# Direction
All lines in the data bearing the string "page" should be identified and copied.

>> BEGIN

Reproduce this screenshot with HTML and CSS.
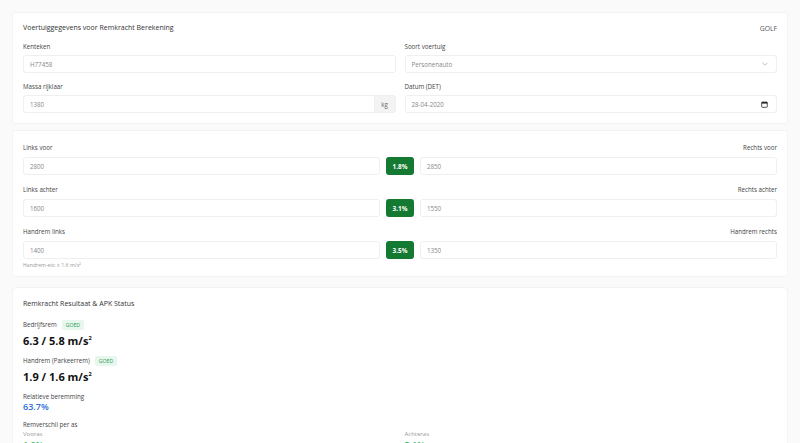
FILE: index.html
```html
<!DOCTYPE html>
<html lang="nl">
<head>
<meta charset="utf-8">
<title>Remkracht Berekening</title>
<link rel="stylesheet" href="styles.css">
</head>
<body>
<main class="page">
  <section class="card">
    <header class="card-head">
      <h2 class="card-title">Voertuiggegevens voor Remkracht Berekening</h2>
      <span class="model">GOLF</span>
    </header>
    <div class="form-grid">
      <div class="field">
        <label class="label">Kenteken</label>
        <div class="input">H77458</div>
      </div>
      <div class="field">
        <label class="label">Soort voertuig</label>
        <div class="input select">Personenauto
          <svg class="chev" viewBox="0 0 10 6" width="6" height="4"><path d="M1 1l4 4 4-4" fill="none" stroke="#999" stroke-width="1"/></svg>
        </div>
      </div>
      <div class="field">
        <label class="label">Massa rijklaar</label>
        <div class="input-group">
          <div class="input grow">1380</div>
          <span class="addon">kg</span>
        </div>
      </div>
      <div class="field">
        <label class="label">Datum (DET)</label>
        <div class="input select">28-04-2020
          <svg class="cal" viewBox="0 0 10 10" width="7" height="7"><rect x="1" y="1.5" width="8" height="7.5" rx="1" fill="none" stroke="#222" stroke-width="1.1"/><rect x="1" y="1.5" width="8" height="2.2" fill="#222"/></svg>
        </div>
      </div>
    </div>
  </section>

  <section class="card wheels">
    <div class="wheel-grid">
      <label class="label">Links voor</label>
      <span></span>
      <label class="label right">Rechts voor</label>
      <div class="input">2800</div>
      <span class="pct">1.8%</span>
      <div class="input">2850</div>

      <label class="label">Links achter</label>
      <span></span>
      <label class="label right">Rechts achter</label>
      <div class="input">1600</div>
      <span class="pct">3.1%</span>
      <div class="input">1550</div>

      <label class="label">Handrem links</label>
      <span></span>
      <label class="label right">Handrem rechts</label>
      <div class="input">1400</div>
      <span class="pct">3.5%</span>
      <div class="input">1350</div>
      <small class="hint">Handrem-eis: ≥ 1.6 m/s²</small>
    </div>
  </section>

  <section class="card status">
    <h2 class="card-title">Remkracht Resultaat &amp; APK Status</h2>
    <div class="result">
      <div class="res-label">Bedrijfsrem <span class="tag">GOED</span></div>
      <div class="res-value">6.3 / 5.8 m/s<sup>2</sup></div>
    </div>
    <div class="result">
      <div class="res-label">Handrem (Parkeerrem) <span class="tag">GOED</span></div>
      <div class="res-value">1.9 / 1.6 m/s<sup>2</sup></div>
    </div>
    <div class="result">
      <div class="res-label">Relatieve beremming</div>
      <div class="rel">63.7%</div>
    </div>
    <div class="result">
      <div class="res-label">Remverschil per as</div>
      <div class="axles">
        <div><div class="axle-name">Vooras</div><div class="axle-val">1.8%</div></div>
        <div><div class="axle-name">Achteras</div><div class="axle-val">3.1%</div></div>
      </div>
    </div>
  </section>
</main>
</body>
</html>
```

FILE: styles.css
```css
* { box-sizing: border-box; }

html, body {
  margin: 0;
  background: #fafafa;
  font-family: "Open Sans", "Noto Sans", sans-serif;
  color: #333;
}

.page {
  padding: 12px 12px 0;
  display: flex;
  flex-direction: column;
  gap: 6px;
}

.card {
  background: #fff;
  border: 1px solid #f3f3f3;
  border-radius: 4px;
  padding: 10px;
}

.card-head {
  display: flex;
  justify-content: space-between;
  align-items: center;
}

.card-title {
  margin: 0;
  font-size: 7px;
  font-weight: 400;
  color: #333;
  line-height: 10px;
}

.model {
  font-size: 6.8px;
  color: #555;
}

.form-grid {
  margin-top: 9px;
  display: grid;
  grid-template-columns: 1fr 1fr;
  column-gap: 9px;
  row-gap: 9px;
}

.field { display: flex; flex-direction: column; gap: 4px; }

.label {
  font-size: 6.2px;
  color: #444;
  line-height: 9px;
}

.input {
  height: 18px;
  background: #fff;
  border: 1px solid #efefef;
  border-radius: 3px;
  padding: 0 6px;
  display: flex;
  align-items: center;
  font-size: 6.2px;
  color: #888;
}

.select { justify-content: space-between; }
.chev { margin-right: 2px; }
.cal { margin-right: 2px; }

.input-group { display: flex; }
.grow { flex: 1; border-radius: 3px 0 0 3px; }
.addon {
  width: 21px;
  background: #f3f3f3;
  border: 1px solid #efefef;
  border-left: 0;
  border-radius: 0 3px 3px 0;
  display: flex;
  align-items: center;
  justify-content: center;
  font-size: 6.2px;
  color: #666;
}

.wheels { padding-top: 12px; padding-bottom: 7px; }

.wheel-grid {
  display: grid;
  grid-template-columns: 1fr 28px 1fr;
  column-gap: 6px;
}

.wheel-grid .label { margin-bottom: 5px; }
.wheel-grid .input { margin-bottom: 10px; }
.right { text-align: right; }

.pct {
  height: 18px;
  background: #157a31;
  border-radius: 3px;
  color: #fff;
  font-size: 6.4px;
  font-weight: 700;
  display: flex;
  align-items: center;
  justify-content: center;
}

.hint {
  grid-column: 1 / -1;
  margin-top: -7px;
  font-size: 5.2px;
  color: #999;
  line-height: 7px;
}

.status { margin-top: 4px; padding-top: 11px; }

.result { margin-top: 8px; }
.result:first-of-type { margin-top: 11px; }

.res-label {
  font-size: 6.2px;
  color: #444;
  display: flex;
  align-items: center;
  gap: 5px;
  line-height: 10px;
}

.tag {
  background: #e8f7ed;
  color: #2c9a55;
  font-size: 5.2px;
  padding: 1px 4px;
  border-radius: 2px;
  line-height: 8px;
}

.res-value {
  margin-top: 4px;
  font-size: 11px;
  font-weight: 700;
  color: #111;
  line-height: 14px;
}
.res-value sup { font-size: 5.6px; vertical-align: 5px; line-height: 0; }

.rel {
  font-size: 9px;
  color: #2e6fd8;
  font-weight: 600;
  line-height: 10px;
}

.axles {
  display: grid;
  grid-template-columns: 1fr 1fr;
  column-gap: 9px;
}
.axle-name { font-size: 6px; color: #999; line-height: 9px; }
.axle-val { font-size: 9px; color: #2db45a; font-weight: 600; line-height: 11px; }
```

>> END
>> BEGIN

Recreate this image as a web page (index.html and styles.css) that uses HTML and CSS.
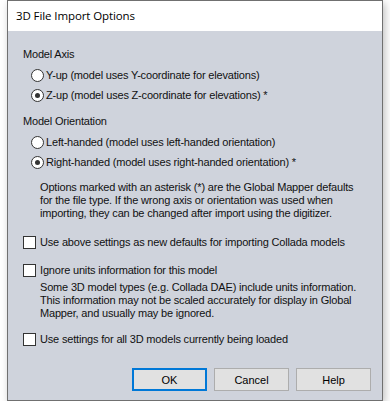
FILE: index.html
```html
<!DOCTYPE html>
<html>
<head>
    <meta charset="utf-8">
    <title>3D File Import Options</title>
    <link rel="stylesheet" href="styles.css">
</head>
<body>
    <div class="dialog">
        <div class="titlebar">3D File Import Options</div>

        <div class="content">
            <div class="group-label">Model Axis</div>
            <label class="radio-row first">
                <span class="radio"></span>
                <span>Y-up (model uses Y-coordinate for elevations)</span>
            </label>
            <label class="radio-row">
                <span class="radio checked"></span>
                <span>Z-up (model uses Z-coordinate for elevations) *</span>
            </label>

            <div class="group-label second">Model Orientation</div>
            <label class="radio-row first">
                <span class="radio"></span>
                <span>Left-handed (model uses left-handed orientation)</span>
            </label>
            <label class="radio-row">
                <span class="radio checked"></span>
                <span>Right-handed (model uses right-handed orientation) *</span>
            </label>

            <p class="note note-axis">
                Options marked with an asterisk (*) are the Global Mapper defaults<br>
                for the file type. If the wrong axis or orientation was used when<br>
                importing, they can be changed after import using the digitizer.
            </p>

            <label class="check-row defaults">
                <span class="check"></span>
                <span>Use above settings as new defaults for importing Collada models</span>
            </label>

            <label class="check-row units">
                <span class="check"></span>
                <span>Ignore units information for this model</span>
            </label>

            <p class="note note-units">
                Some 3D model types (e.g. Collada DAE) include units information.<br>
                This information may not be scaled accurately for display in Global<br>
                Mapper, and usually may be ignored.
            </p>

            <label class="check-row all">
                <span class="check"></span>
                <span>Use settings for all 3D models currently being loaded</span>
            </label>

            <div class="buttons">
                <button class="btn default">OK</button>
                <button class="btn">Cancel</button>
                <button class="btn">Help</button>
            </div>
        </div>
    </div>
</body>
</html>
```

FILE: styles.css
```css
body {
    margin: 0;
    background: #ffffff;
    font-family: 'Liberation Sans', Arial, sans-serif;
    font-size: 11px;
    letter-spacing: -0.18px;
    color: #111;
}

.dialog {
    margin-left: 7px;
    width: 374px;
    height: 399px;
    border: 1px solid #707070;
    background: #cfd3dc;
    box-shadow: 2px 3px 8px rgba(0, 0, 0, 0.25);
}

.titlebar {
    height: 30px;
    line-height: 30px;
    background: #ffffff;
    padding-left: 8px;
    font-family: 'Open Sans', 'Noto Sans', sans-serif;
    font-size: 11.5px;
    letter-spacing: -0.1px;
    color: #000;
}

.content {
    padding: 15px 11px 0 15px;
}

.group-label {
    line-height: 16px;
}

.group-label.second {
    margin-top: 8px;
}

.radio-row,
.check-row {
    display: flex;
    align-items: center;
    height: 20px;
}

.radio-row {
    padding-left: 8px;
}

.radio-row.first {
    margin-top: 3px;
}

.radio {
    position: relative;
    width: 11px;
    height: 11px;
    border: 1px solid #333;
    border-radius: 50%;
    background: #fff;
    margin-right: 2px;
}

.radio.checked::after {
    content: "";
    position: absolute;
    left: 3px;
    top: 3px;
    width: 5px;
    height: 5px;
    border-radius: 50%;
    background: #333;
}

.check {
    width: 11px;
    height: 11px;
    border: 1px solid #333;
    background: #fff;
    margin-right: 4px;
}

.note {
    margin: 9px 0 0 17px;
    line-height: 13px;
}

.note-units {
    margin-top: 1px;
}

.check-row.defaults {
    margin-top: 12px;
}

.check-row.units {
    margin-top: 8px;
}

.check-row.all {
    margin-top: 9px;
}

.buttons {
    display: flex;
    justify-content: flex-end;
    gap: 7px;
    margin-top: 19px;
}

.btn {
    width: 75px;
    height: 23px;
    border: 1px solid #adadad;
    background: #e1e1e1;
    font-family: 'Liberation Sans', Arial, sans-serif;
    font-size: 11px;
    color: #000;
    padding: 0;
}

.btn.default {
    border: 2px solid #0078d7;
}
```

>> END

# Output below
<main class="page">
.page {
Recreate this image as a web page (index.html and styles.css) that uses HTML and CSS.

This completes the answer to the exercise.